When he was at table with them, he took the bread. He blessed the bread, and broke it, and gave it to them. And their eyes were opened and they recognized him!(Luke 24:13-35)

Friday, March 13, 2020

The ultimate love story


We’ve heard Jesus’ story of the Prodigal Son so many times (Luke 15:11–32).  It’s the ultimate love story; the story of a loving father who doesn’t give up on his wayward younger son.  We draw comfort from hearing Jesus remind us that our heavenly Father must be like this father who is positioned out by the road longing for his son to return.  This father doesn’t even wait to hear the forlorn son’s practiced examination of conscience, deep contrition and apology.  This father is ready to celebrate his son’s return.

Sometimes, because of this wonderful image of God’s love, we can miss the real point of the story.  Jesus tells this story in a concrete situation.  Very devout religious people are quite uncomfortable with, and actually quite upset with, Jesus’ partying with former sinners.  These religious people don’t seem to care that these people are “former” sinners and that Jesus is celebrating with them because their heavenly Father is rejoicing at their return.  These religious folks can’t get past the fact that these people are “sinners” and what truly religious people ought to do is condemn sinners, isolate them and have nothing to do with them.  They should be made an example of.  In fact, to “blur” the fact that they are sinners with such lavish partying is to blur the difference between them and truly religious people, who never sinned in the first place—or at least not the way these people sinned.

This is the context for all three parables of mercy that Jesus tells in Luke, chapter 15: The Parable of the Lost Sheep (Verses 1-7), The Parable of the Lost Coin (Verses 8-10), and the Parable of the Prodigal Son.  The made-for-TV epic “Jesus of Nazareth” that was first aired in 1977 portrayed the scene best for me.  I cried when it first aired, and I still cry whenever it turns up again, usually around Easter.  
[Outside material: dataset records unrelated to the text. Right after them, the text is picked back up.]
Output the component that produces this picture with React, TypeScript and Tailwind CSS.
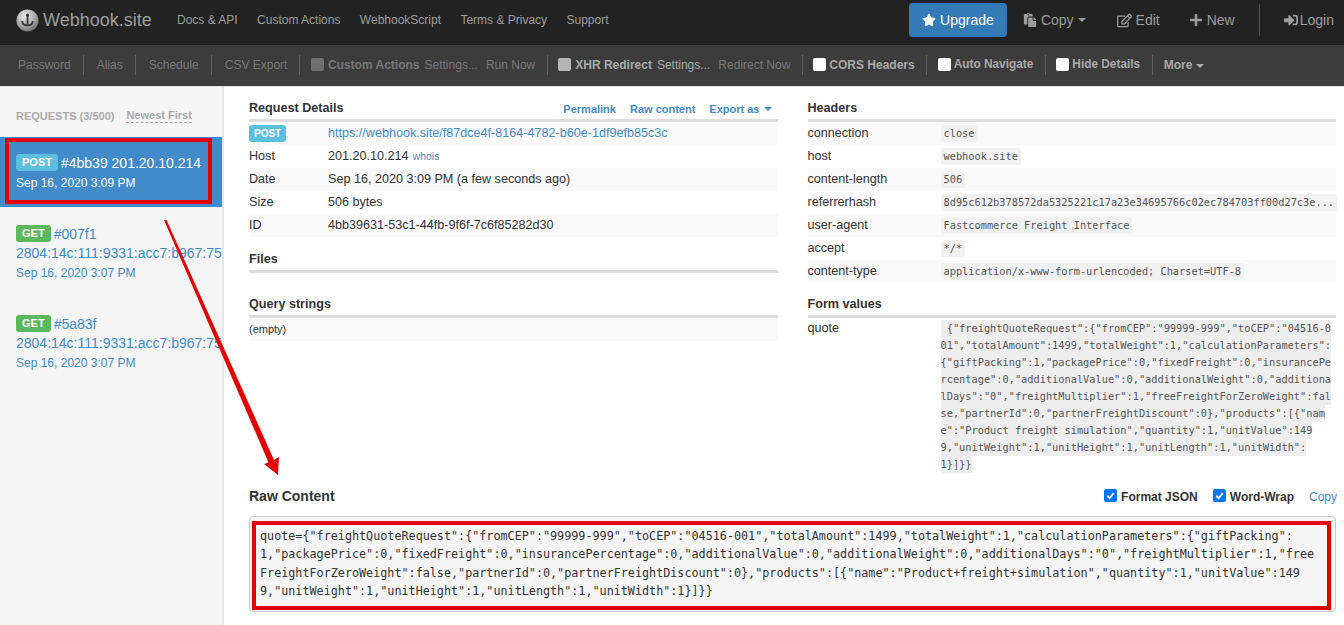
import React from 'react';
import { FaStar, FaPaste, FaRegEdit, FaPlus, FaSignInAlt } from 'react-icons/fa';

const sans = { fontFamily: '"Liberation Sans", Arial, sans-serif' };

const navLinks = ['Docs & API', 'Custom Actions', 'WebhookScript', 'Terms & Privacy', 'Support'];

const details = [
  { label: 'Host', value: '201.20.10.214', whois: true },
  { label: 'Date', value: 'Sep 16, 2020 3:09 PM (a few seconds ago)' },
  { label: 'Size', value: '506 bytes' },
  { label: 'ID', value: '4bb39631-53c1-44fb-9f6f-7c6f85282d30' },
];

const headers = [
  ['connection', 'close'],
  ['host', 'webhook.site'],
  ['content-length', '506'],
  ['referrerhash', '8d95c612b378572da5325221c17a23e34695766c02ec784703ff00d27c3e...'],
  ['user-agent', 'Fastcommerce Freight Interface'],
  ['accept', '*/*'],
  ['content-type', 'application/x-www-form-urlencoded; Charset=UTF-8'],
];

const formLines = [
  ' {"freightQuoteRequest":{"fromCEP":"99999-999","toCEP":"04516-0',
  '01","totalAmount":1499,"totalWeight":1,"calculationParameters":',
  '{"giftPacking":1,"packagePrice":0,"fixedFreight":0,"insurancePe',
  'rcentage":0,"additionalValue":0,"additionalWeight":0,"additiona',
  'lDays":"0","freightMultiplier":1,"freeFreightForZeroWeight":fal',
  'se,"partnerId":0,"partnerFreightDiscount":0},"products":[{"nam',
  'e":"Product freight simulation","quantity":1,"unitValue":149',
  '9,"unitWeight":1,"unitHeight":1,"unitLength":1,"unitWidth":',
  '1}]}}',
];

const rawLines = [
  'quote={"freightQuoteRequest":{"fromCEP":"99999-999","toCEP":"04516-001","totalAmount":1499,"totalWeight":1,"calculationParameters":{"giftPacking":',
  '1,"packagePrice":0,"fixedFreight":0,"insurancePercentage":0,"additionalValue":0,"additionalWeight":0,"additionalDays":"0","freightMultiplier":1,"free',
  'FreightForZeroWeight":false,"partnerId":0,"partnerFreightDiscount":0},"products":[{"name":"Product+freight+simulation","quantity":1,"unitValue":149',
  '9,"unitWeight":1,"unitHeight":1,"unitLength":1,"unitWidth":1}]}}',
];

const mono = "font-['DejaVu_Sans_Mono',monospace]";

function Caret() {
  return <span className="inline-block border-x-[4px] border-t-[4px] border-x-transparent border-t-current align-middle" />;
}

function Logo() {
  return (
    <svg width="23" height="23" viewBox="0 0 24 24" className="mr-[4px]">
      <defs>
        <radialGradient id="ball" cx="40%" cy="30%" r="75%">
          <stop offset="0%" stopColor="#ececec" />
          <stop offset="60%" stopColor="#a8a8a8" />
          <stop offset="100%" stopColor="#6a6a6a" />
        </radialGradient>
      </defs>
      <circle cx="12" cy="12" r="11.5" fill="url(#ball)" />
      <path d="M12 6v11M6.5 12.5c0 3.5 2.5 4.5 5.5 4.5s5.5-1 5.5-4.5" fill="none" stroke="#3a3a3a" strokeWidth="1.9" />
      <circle cx="12" cy="6.5" r="1.7" fill="#3a3a3a" />
    </svg>
  );
}

function Check({ disabled, bright }: { disabled?: boolean; bright?: boolean }) {
  return (
    <span
      className={`mb-[2px] inline-block size-[13px] rounded-[2px] ${
        disabled ? 'mr-1 bg-[#6e6e6e]' : bright ? 'mr-[3px] bg-white' : 'mr-1 bg-[#b5b5b5]'
      }`}
    />
  );
}

function BlueCheck() {
  return (
    <span className="mr-1 mb-[3px] flex size-[13px] items-center justify-center rounded-[2px] bg-[#0075ff]">
      <svg width="11" height="11" viewBox="0 0 12 12">
        <path d="M2.5 6.2l2.5 2.6 4.6-5.4" fill="none" stroke="#fff" strokeWidth="2" />
      </svg>
    </span>
  );
}

function SubItem({ first, plain, children }: { first?: boolean; plain?: boolean; children: React.ReactNode }) {
  return (
    <div
      className={`flex h-5 items-center ${plain ? 'pr-[12px] pl-[13px]' : 'pr-[11.5px] pl-[10.5px]'} ${
        first ? '' : 'border-l border-[#5e5e5e]'
      }`}
    >
      {children}
    </div>
  );
}

function SectionTitle({ children, right }: { children: React.ReactNode; right?: React.ReactNode }) {
  return (
    <div className="flex h-[25px] items-start justify-between border-b-[3px] border-[#dddddd] pt-[3px]">
      <h3 className="text-[12.6px] leading-[17px] font-bold text-[#333]">{children}</h3>
      {right}
    </div>
  );
}

function RequestItem({ id, time }: { id: string; time: string }) {
  return (
    <div className="h-[90px] w-[222px] overflow-hidden pt-[17px] pl-4 text-[#428bca]">
      <div className="flex h-[19px] items-center text-sm">
        <span className="mr-[3px] rounded-[3px] bg-[#5cb85c] px-[6px] py-[2px] text-[11px] leading-[13px] font-bold text-white">GET</span>
        {id}
      </div>
      <div className="text-sm leading-[20px] whitespace-nowrap">2804:14c:111:9331:acc7:b967:75c4:9f2e</div>
      <div className="text-xs leading-[20px]">{time}</div>
    </div>
  );
}

export default function App() {
  return (
    <div className="relative h-[625px] w-[1344px] overflow-hidden bg-white text-[#333]" style={sans}>
      <nav className="flex h-[45px] items-center bg-[#222] pb-[5px] text-xs text-[#9d9d9d]">
        <div className="ml-[16px] flex w-[161px] items-center text-[18px]">
          <Logo />
          Webhook.site
        </div>
        <div className="flex gap-[19.4px]">
          {navLinks.map((link) => (
            <span key={link}>{link}</span>
          ))}
        </div>
        <div className="ml-auto flex items-center pr-[10px] text-sm">
          <button className="mr-[16px] flex h-[34px] w-[98px] items-center justify-center gap-[4px] rounded bg-[#337ab7] text-white">
            <FaStar size={14} />
            Upgrade
          </button>
          <span className="mr-[31px] flex items-center gap-[4px]">
            <FaPaste size={14} />
            Copy
            <Caret />
          </span>
          <span className="mr-[29px] flex items-center gap-[4px]">
            <FaRegEdit size={15} />
            Edit
          </span>
          <span className="flex items-center gap-[4px]">
            <FaPlus size={14} />
            New
          </span>
          <span className="mx-[24px] h-[32px] w-px bg-[#555]" />
          <span className="flex items-center gap-[2px]">
            <FaSignInAlt size={14} />
            Login
          </span>
        </div>
      </nav>

      <div className="flex h-[42px] items-center border-b-[1px] border-[#e7e7e7] bg-[#3c3c3c] pb-[1px] pl-[5px] text-xs text-[#777]">
        <SubItem first plain>Password</SubItem>
        <SubItem plain>Alias</SubItem>
        <SubItem plain>Schedule</SubItem>
        <SubItem plain>CSV Export</SubItem>
        <SubItem>
          <Check disabled />
          <b className="mr-[5px]">Custom Actions</b>
          <span className="mr-2">Settings...</span>
          Run Now
        </SubItem>
        <SubItem>
          <Check />
          <b className="mr-[5px] text-[#aaa]">XHR Redirect</b>
          <span className="mr-2 text-[#aaa]">Settings...</span>
          Redirect Now
        </SubItem>
        <SubItem>
          <Check bright />
          <b className="text-[#aaa]">CORS Headers</b>
        </SubItem>
        <SubItem>
          <Check bright />
          <b className="text-[11.85px] text-[#aaa]">Auto Navigate</b>
        </SubItem>
        <SubItem>
          <Check bright />
          <b className="text-[11.85px] text-[#aaa]">Hide Details</b>
        </SubItem>
        <SubItem plain>
          <b className="-ml-[2px] text-[#aaa]">More</b>
          <span className="ml-1 text-[#aaa]">
            <Caret />
          </span>
        </SubItem>
      </div>

      <div className="flex">
        <aside className="h-[538px] w-[224px] shrink-0 border-r-2 border-[#e7e7e7] bg-[#f5f5f5]">
          <div className="flex h-[50px] items-center pt-[8px] pl-4 text-[11px] font-bold text-[#aaa]">
            <span className="mr-3">REQUESTS (3/500)</span>
            <span className="border-b border-dashed border-[#aaa] text-[11px] leading-[13px]">Newest First</span>
          </div>
          <div className="h-[70px] w-[222px] bg-[#428bca] pt-[16px] pl-4 text-white">
            <div className="flex h-[19px] items-center text-sm">
              <span className="mr-[3px] rounded-[3px] bg-[#5bc0de] px-[6px] py-[2px] text-[11px] leading-[13px] font-bold">POST</span>
              #4bb39 201.20.10.214
            </div>
            <div className="mt-[1px] text-xs leading-[20px]">Sep 16, 2020 3:09 PM</div>
          </div>
          <RequestItem id="#007f1" time="Sep 16, 2020 3:07 PM" />
          <RequestItem id="#5a83f" time="Sep 16, 2020 3:07 PM" />
        </aside>

        <main className="min-w-0 flex-1 pt-[10px] pr-[8px] pl-[25px] text-[12.6px]">
          <div className="grid h-[389px] grid-cols-2 gap-[30px]">
            <section>
              <SectionTitle
                right={
                  <div className="flex gap-[14px] pt-[1px] text-[11px] font-bold text-[#428bca]">
                    <span>Permalink</span>
                    <span>Raw content</span>
                    <span className="mr-[6px] flex items-center gap-1">
                      Export as
                      <Caret />
                    </span>
                  </div>
                }
              >
                Request Details
              </SectionTitle>
              <div className="flex h-[23px] items-center bg-[#f9f9f9]">
                <span className="w-[79px]">
                  <span className="rounded-[3px] bg-[#5bc0de] px-[5px] py-[3px] text-[10px] font-bold text-white">POST</span>
                </span>
                <span className="text-[#428bca]">https://webhook.site/f87dce4f-8164-4782-b60e-1df9efb85c3c</span>
              </div>
              {details.map((row, i) => (
                <div key={row.label} className={`flex h-[23px] items-center pb-[1px] ${i % 2 === 1 ? 'bg-[#f9f9f9]' : ''}`}>
                  <span className="w-[79px]">{row.label}</span>
                  <span>
                    {row.value}
                    {row.whois && <span className="ml-1 text-[10.5px] text-[#428bca]">whois</span>}
                  </span>
                </div>
              ))}

              <div className="mt-[11px]">
                <SectionTitle>Files</SectionTitle>
              </div>
              <div className="mt-[20px]">
                <SectionTitle>Query strings</SectionTitle>
              </div>
              <div className="flex h-[23px] items-center bg-[#f9f9f9] text-[11px]">(empty)</div>
            </section>

            <section>
              <SectionTitle>Headers</SectionTitle>
              {headers.map(([name, value], i) => (
                <div key={name} className={`flex h-[23px] items-center ${i % 2 === 0 ? 'bg-[#f9f9f9]' : ''}`}>
                  <span className="w-[133px] shrink-0 pb-[1px]">{name}</span>
                  <code className={`${mono} rounded-[3px] bg-[#f1f1f1] px-[3px] py-[2px] text-[10.3px] leading-[13px] whitespace-pre text-[#555]`}>
                    {value}
                  </code>
                </div>
              ))}

              <div className="mt-[10px]">
                <SectionTitle>Form values</SectionTitle>
              </div>
              <div className="flex pt-[2px]">
                <span className="w-[133px] shrink-0 leading-[17px]">quote</span>
                <code className={`${mono} text-[10.3px] leading-[17px] text-[#555]`}>
                  {formLines.map((line) => (
                    <div key={line} className="w-fit bg-[#eeeeee] whitespace-pre">
                      {line}
                    </div>
                  ))}
                </code>
              </div>
            </section>
          </div>

          <div className="flex h-[30px] items-start justify-between">
            <h3 className="text-sm leading-[20px] font-bold">Raw Content</h3>
            <div className="-mr-px flex items-center pt-[3px] text-xs font-bold">
              <BlueCheck />
              <span className="mr-[15px]">Format JSON</span>
              <BlueCheck />
              <span className="mr-[15px]">Word-Wrap</span>
              <span className="font-normal text-[#428bca]">Copy</span>
            </div>
          </div>
          <div className="h-[96px] rounded border border-[#cccccc] bg-[#f5f5f5] px-[10px] pt-[10px]">
            <pre className={`${mono} text-[11.75px] leading-[18.3px] text-[#333]`}>{rawLines.join('\n')}</pre>
          </div>
        </main>
      </div>

      {/* red annotations drawn over the screenshot */}
      <div className="pointer-events-none absolute top-[138px] left-[5px] h-[66px] w-[207px] border-[4px] border-[#e30000]" />
      <div className="pointer-events-none absolute top-[521px] left-[252px] h-[89px] w-[1079px] border-[4px] border-[#e30000]" />
      <svg className="pointer-events-none absolute top-0 left-0" width="1344" height="625">
        <path d="M164 220L166.5 220L274 460L279 457L278 475L264 464L268.5 462.5Z" fill="#e30000" />
      </svg>
    </div>
  );
}
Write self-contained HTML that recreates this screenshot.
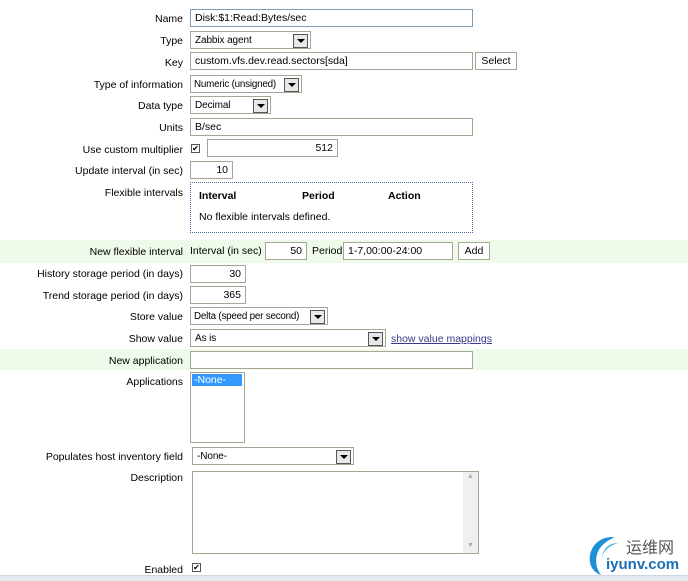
<!DOCTYPE html>
<html><head><meta charset="utf-8"><style>
*{box-sizing:border-box;margin:0;padding:0}
body{width:688px;height:581px;background:#fff;position:relative;overflow:hidden;font-family:"Liberation Sans","DejaVu Sans",sans-serif;font-size:10.5px;color:#000}
.a{position:absolute}
.l{position:absolute;right:505px;text-align:right;white-space:nowrap}
.i{position:absolute;border:1px solid #a8a595;background:#fff;height:18px;line-height:16px;padding:0 4px;white-space:nowrap;overflow:hidden}
.r{text-align:right}
.s{font-size:10px;letter-spacing:-0.1px;line-height:17px}
.s::after{content:"";position:absolute;right:2px;top:2px;width:13px;height:12px;border:1px solid #555;background:#e8e8e8}
.s::before{content:"";position:absolute;right:5px;top:7px;border-left:4px solid transparent;border-right:4px solid transparent;border-top:4px solid #000;z-index:2}
.g{position:absolute;left:0;width:688px;background:#eefaea}
.cb{position:absolute;width:9px;height:9px;border:1px solid #555;background:#fff;font-size:8px;line-height:7px;text-align:center}
.b{position:absolute;border:1px solid #a8a595;background:#fff;height:18px;line-height:16px;text-align:center}
</style></head><body>
<div class="g" style="top:240px;height:23px"></div>
<div class="g" style="top:349px;height:21px"></div>

<div class="l" style="top:13px">Name</div>
<div class="i" style="left:190px;top:9px;width:283px;border-color:#7f9db9">Disk:$1:Read:Bytes/sec</div>
<div class="l" style="top:35px">Type</div>
<div class="i s" style="left:190px;top:31px;width:121px">Zabbix agent</div>
<div class="l" style="top:57px">Key</div>
<div class="i" style="left:190px;top:52px;width:283px">custom.vfs.dev.read.sectors[sda]</div>
<div class="b" style="left:475px;top:52px;width:42px">Select</div>
<div class="l" style="top:79px">Type of information</div>
<div class="i s" style="left:190px;top:75px;width:112px;padding-left:3px;font-size:9.8px;letter-spacing:-0.2px">Numeric (unsigned)</div>
<div class="l" style="top:100px">Data type</div>
<div class="i s" style="left:190px;top:96px;width:81px">Decimal</div>
<div class="l" style="top:122px">Units</div>
<div class="i" style="left:190px;top:118px;width:283px">B/sec</div>
<div class="l" style="top:144px">Use custom multiplier</div>
<div class="cb" style="left:191px;top:144px">✔</div>
<div class="i r" style="left:207px;top:139px;width:131px">512</div>
<div class="l" style="top:165px">Update interval (in sec)</div>
<div class="i r" style="left:190px;top:161px;width:43px">10</div>
<div class="l" style="top:187px">Flexible intervals</div>
<div class="a" style="left:190px;top:182px;width:283px;height:51px;border:1px dotted #4a6aa5"></div>
<div class="a" style="left:199px;top:190px;font-weight:bold">Interval</div>
<div class="a" style="left:302px;top:190px;font-weight:bold">Period</div>
<div class="a" style="left:388px;top:190px;font-weight:bold">Action</div>
<div class="a" style="left:199px;top:211px">No flexible intervals defined.</div>

<div class="l" style="top:246px">New flexible interval</div>
<div class="a" style="left:190px;top:245px">Interval (in sec)</div>
<div class="i r" style="left:265px;top:242px;width:42px">50</div>
<div class="a" style="left:312px;top:245px">Period</div>
<div class="i" style="left:343px;top:242px;width:110px">1-7,00:00-24:00</div>
<div class="b" style="left:458px;top:242px;width:32px">Add</div>
<div class="l" style="top:268px">History storage period (in days)</div>
<div class="i r" style="left:190px;top:265px;width:56px">30</div>
<div class="l" style="top:290px">Trend storage period (in days)</div>
<div class="i r" style="left:190px;top:286px;width:56px">365</div>
<div class="l" style="top:311px">Store value</div>
<div class="i s" style="left:190px;top:307px;width:138px;padding-left:3px;font-size:9.8px;letter-spacing:-0.2px">Delta (speed per second)</div>
<div class="l" style="top:333px">Show value</div>
<div class="i s" style="left:190px;top:329px;width:196px">As is</div>
<div class="a" style="left:391px;top:333px;color:#3a3a8a;text-decoration:underline">show value mappings</div>
<div class="l" style="top:355px">New application</div>
<div class="i" style="left:190px;top:351px;width:283px"></div>
<div class="l" style="top:376px">Applications</div>
<div class="a" style="left:190px;top:372px;width:55px;height:71px;border:1px solid #a8a595"></div>
<div class="a" style="left:192px;top:374px;width:50px;height:12px;background:#3399ff;color:#fff;line-height:12px;padding-left:2px">-None-</div>
<div class="l" style="top:451px">Populates host inventory field</div>
<div class="i s" style="left:192px;top:447px;width:162px">-None-</div>
<div class="l" style="top:472px">Description</div>
<div class="a" style="left:192px;top:471px;width:287px;height:83px;border:1px solid #a8a595"></div>
<div class="a" style="left:463px;top:472px;width:15px;height:81px;background:#f0f0f0;color:#aaa;font-size:7px;text-align:center;line-height:10px">▲<div style="position:absolute;bottom:2px;width:15px">▼</div></div>
<div class="l" style="top:564px">Enabled</div>
<div class="cb" style="left:192px;top:563px">✔</div>
<div class="a" style="left:0;top:575px;width:688px;height:6px;background:#e4e8ee;border-top:1px solid #d0d6de"></div>

<svg class="a" style="left:586px;top:534px" width="38" height="42"><path d="M28 3 C10 2 0 18 5 32 C8 38 12 40 15 41 C8 32 8 17 19 9 C22 6 26 5 28 3Z" fill="#1e90d8"/><path d="M32 9 C19 9 13 21 17 32 C13 22 19 13 32 9Z" fill="#4ab0ea"/></svg>
<div class="a" style="left:626px;top:537px;font-size:16px;color:#555;font-family:'Noto Sans CJK SC',sans-serif;line-height:19px">运维网</div>
<div class="a" style="left:606px;top:556px;font-size:15px;font-weight:bold;color:#1a6fb5;line-height:18px">iyunv.com</div>
</body></html>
There is a dinner party in a relatively small home with open windows on a warm evening.  Everyone outside can hear all the fun that is going on inside.  These people are really having a good time.  And there are the religious critics standing at the doorway, announcing their challenge to Jesus’ way of behaving.

It is at this scene that Jesus quiets the party to tell His three teaching stories.  Everyone inside is nodding, and even applauding as He tells the stories of a single lost sheep being sought and found, and the ensuing celebrating.  Then there is more nodding, applauding, and perhaps some genuine laughter added at the seeming absurdity of a woman turning her house upside down to find a single lost coin and then telling her neighbors to celebrate with her after she finds it again.

Finally, Jesus gets to His best story.  He starts telling it with a little more volume, so that the religious folks can be sure to hear Him.  Everyone gets quiet and the scene is very solemn as Jesus tells about the terrible sin of the younger son.  Imagine asking for and then squandering half your father’s assets.  Every former sinner in the room must have gotten very quiet as the young son practices his confession speech.  Then, the room warms as Jesus completes the story with the father’s welcome of the son and Jesus’ dramatic telling of the details:  a robe, sandals, a ring, a big banquet with the fattened calf.

But, when Jesus starts to tell the rest of the story, the room grows quiet.  The religious critics have already begun to get the point that this story was for their benefit.  The older son, like them, won't join in the celebration.  Of course, as Jesus tells the story, it is as though God the Father is pleading with these righteous elder sons to lighten up and come in and join in the celebration.  God is inviting them to be merciful, to not judge, to celebrate the power of God's mercy.  Showing them the obvious obstinacy of the older son in the parable, Jesus hopes to soften the heart of His religious opponents.  In the movie, it is Simon who is on the outside looking in, and he recognizes himself as the “older brother” in the parable.  He starts to cry uncontrollably, and rushes in to apologize to Jesus and the host of the party.  That’s when my own tears start flowing because I, too, recognize a bit of the older brother in myself.

Unfortunately, we know the rest of this story, too.  Some among them sought to kill Him, to eliminate this message of love and forgiveness.

As we continue our Lenten journey the next few weeks, we can take this story to prayer and let ourselves be in the sandals of the older son, to see how it relates to our impatience with others who fail, with our judgments of those around us who don't practice their faith as we do, those people we know who have made other choices than the ones we have made.  Are we out on the road, praying for them, longing for them to know the Lord's love for them, desirous of being an agent of their experiencing the Lord's love?  Or are we wanting them to grovel a bit, to apologize, to restore what they did wrong first?  Are there parts of this elder son or daughter in us?

This is the season to ask for the grace to say, "Father, thank You for Your love and mercy, toward me and toward all of us who stand together beneath the Cross of Your Son.  Of course, I want to enter in with You in the celebration of healing mercy.  Let the partying begin with the transformation of my heart. Give me greater freedom to see and experience my solidarity with all sinners before Your love."